En una línea semejante, otros intelectuales de reconocido prestigio se han pronunciado en contra del Plan Bolonia. Tal es el caso del filósofo Gabriel Albiac, Catedrático de Filosofía de la Universidad Complutense de Madrid, que considera los nuevos títulos de grado una suerte de prolongación de un bachillerato ya fracasado, pues el problema de fondo provendría ya de cursos anteriores. A diferencia de Savater, Albiac discute la concepción europea de la enseñanza universitaria en los últimos siglos y consideraría Bolonia la consumación de ese proceso.

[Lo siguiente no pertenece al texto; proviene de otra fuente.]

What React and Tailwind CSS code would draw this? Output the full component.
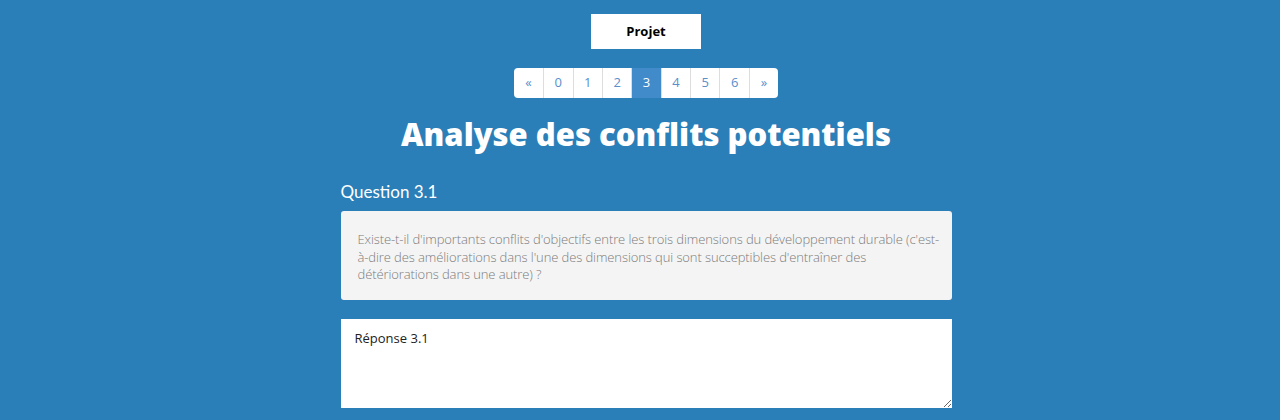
export default function App() {
  const pages = ["«", "0", "1", "2", "3", "4", "5", "6", "»"];
  return (
    <div
      className="w-[1280px] h-[420px] overflow-hidden bg-[#2a7fb8] pl-3"
      style={{ fontFamily: '"Open Sans", sans-serif' }}
    >
      <div className="flex flex-col items-center">
        <button className="mt-[14px] w-[110px] h-[35px] bg-white text-[13px] font-bold text-black">
          Projet
        </button>

        <div className="mt-[19px] flex h-[30px] rounded-[4px] bg-white">
          {pages.map((p, i) => (
            <div
              key={p}
              className={`flex w-[29.4px] items-center justify-center text-[13px] ${
                p === "3"
                  ? "bg-[#428bca] text-white"
                  : "text-[#5a8fcc]"
              } ${i > 0 ? "border-l border-[#dddddd]" : ""} ${
                i === 0 ? "rounded-l-[4px]" : ""
              } ${i === pages.length - 1 ? "rounded-r-[4px]" : ""}`}
            >
              {p}
            </div>
          ))}
        </div>

        <h1 className="mt-[16px] text-[31px] font-extrabold leading-[40px] text-white">
          Analyse des conflits potentiels
        </h1>

        <div className="mt-[26px] w-[611px]">
          <h2
            className="text-[17px] leading-[24px] text-white"
            style={{ fontFamily: "Lato, sans-serif" }}
          >
            Question 3.1
          </h2>
          <div className="mt-[7px] h-[89px] rounded-[3px] bg-[#f4f4f4] pl-[17px] pr-[6px] pt-[20px] text-[13px] font-light leading-[17.5px] tracking-[-0.1px] text-[#7b7b7b]">
            Existe-t-il d'importants conflits d'objectifs entre les trois dimensions du développement durable (c'est-à-dire des améliorations dans l'une des dimensions qui sont succeptibles d'entraîner des détériorations dans une autre) ?
          </div>
          <textarea
            className="mt-[19px] block h-[89px] w-full bg-white px-[14px] pt-[10px] text-[13px] text-[#222] outline-none"
            defaultValue="Réponse 3.1"
          />
        </div>
      </div>
    </div>
  );
}
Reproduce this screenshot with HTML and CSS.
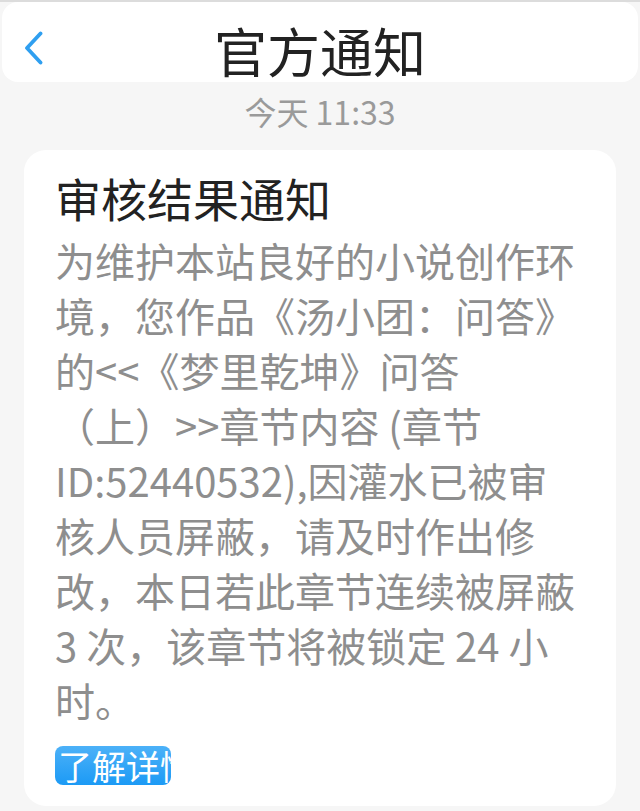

Otros muchos son los que han criticado este proceso, no sólo desde el círculo de la filosofía. El economista Pedro Schwartz sostiene que Bolonia provocará el efecto contrario al que se pretende, pues se fundamenta en un sistema universitario centralizado, mientras que el modelo norteamericano surge de la propia sociedad y no del Estado. Las universidades homologarían sus títulos de manera espontánea y en el mercado educativo podrían encontrarse instituciones de alta calidad y otras enormemente deficientes.
Frente a la opinión de los críticos, pervive de fondo la revuelta estudiantil y la información acrítica de las instituciones públicas, que ahora, con el nombramiento del nuevo Ministro de Educación y el traspaso a éste de las competencias educativas, tratarán de consumar un proceso marcado por la polémica y el nerviosismo.